Chris LaBianca and David Nass
Managing director and head of commercial mortgage originations at UBS; Managing director and head of real estate finance at UBS
Last year's rank: 44
It was a complicated year in 2022 for lenders like UBS, which experienced the vengeance of inflation, a swift hike in interest rates by the Fed, and the geopolitical aftershocks of Russia’s invasion of Ukraine.
Despite those headwinds, the UBS real estate team led by David Nass and Chris LaBianca still completed $4.3 billion in total originations, including $1.3 billion worth of securitized originations and $900 million in bespoke CRE credit facilities.
Aside from focusing on CMBS and, more generally, capital markets activity, the team put an emphasis on balance sheet initiatives, specifically balance sheet loans for the firm’s wealth and institutional clients, offering fixed- and floating-
rate loans on light transitional and stabilized cash-flowing properties.
“We also continued to expand our CRE warehouse business and acquisition facilities businesses, extending new lines and facilities to clients seeking loan-on-loan leverage,” Nass said.
“The goal for us was to leverage the balance sheet and leverage our capabilities in every way possible,” he added.
Notable transactions included jointly leading on a $4 billion bridge financing package to support the acquisition of Monmouth Real Estate Investment by ILPT, a REIT that owns and leases industrial and logistics properties across the U.S.; a $130 million floating-rate loan for the recapitalization of a nine-property industrial portfolio in multiple U.S. markets; and a $90 million floating-rate loan for the recapitalization of another nine-property industrial portfolio in multiple national markets.
Nearly one-third of UBS’s $2.8 billion of loans on its balance sheet portfolio are allocated to industrial investments, according to firm data.
“Industrial is a relatively stable asset class that has performed particularly well through COVID and through the recent volatility,” Nass explained. “And, given our experience, we’ve developed strong client relationships with sponsors who specialize in the asset class.”
But the firm’s 2022 loan portfolio is highly diversified beyond just industrial, with 29 percent of loans devoted to retail, 18 percent to multifamily, 12 percent to office, 8 percent to self-storage, and 3 percent to hospitality and hotels.

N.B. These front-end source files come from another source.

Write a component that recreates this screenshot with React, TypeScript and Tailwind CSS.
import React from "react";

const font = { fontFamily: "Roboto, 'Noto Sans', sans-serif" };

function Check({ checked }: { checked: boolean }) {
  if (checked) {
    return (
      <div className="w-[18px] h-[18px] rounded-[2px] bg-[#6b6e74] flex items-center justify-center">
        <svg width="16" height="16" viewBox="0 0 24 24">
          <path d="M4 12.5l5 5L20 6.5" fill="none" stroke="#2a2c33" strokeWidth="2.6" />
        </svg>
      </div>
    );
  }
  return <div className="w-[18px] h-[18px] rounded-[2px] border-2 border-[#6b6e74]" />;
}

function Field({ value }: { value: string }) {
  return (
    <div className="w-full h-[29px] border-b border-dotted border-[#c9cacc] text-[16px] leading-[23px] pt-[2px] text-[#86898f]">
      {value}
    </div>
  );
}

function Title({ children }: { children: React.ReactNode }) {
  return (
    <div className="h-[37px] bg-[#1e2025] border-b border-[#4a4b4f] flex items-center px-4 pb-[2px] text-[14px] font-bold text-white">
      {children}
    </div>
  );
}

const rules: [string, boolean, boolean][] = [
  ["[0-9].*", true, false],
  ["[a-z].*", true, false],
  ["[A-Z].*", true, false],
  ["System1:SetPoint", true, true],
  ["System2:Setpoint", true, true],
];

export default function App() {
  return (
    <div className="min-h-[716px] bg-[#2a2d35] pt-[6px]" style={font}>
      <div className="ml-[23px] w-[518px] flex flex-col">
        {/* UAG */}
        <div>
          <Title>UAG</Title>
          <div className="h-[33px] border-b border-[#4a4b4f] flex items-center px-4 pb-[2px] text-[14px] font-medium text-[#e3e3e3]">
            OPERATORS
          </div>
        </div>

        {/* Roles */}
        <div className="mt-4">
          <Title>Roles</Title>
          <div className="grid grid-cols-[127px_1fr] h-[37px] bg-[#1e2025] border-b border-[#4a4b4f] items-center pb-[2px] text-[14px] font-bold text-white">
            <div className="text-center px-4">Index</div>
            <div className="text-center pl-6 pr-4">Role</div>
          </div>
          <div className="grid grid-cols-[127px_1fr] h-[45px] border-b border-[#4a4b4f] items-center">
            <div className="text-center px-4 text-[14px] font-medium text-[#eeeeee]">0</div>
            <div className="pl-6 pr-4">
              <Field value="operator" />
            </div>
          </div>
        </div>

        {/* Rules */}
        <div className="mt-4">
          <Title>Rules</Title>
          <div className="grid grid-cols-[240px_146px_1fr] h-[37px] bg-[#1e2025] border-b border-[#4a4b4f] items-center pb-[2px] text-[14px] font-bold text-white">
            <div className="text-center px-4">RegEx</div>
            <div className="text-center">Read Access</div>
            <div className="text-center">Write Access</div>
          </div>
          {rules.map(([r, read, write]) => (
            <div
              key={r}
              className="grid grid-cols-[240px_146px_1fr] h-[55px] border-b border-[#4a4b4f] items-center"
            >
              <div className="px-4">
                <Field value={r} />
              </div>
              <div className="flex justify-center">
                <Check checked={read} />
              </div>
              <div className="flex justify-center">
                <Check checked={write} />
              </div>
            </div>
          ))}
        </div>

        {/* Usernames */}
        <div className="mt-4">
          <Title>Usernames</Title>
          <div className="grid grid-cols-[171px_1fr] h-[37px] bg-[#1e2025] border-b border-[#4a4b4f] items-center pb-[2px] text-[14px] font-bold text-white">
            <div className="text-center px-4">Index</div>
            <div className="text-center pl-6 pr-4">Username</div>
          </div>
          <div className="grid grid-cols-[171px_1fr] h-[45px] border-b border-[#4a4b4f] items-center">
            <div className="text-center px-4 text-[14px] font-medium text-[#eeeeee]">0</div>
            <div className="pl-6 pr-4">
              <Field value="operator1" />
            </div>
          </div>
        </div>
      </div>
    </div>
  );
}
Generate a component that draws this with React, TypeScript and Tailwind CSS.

“This is one of the more complicated markets we’ve experienced,” Nass said. “There is no broad brush today — meaning, you can’t say that certain property types are ‘good’ or certain property types are ‘bad.’ ”
For example, although office is a highly scrutinized property type due to the uncertainty around occupancy, rents and cap rates, that doesn’t mean there aren’t very attractive opportunities to lend on office properties, Nass explained. Though it does mean that a more thorough analysis is required for each asset and in each region.
To this end, Nass and LaBianca have recruited a team tailored to capitalizing on all asset classes, not just one. And the team will likely only get stronger in 2023 following UBS’s purchase of Credit Suisse in March. It’s unclear how the unraveling of Credit Suisse’s CRE business lines will play out, but Nass and LaBianca will likely be beneficiaries. —B.P.